Are there metric theories of gravity other than General Relativity?

Current generalizations of the classical Einstein-Hilbert Lagrangian formulation of General Relativity are reviewed. Some alternative variational principles are known to reproduce Einstein's gravitational equations, and should therefore be regarded as equivalent descriptions of the same physical model, while other variational principles ("Scalar-tensor theories" and "Higher-derivative theories") are commonly presented as truly alternative physical theories. Such theories, however, are also known to admit a reformulation which is formally identical to General Relativity (with auxiliary fields). The physical significance of this change of variables has been questioned by several authors in recent years. Here, we investigate to which extent purely affine, metric-affine, scalar-tensor and purely metric theories can be regarded as physically equivalent to GR; we show that in general this depends on which metric tensorfield is assumed to represent the true physical space-time geometry.
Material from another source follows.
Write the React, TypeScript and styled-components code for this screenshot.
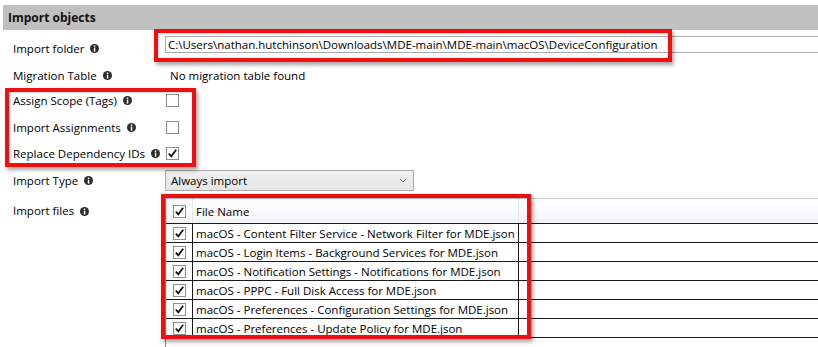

For purely metric theories where the Lagrangian is a nonlinear function f(R) of the curvature scalar, we present an argument based on the definition of the physical energy, which leads one to regard the rescaled metric (Einstein frame) as the true physical one. As a direct consequence, the physical content of such "alternative" models is reset to coincide with General Relativity, and the "Nonlinear Gravity Theories" become nothing but exotic reformulations of General Relativity in terms of unphysical variables.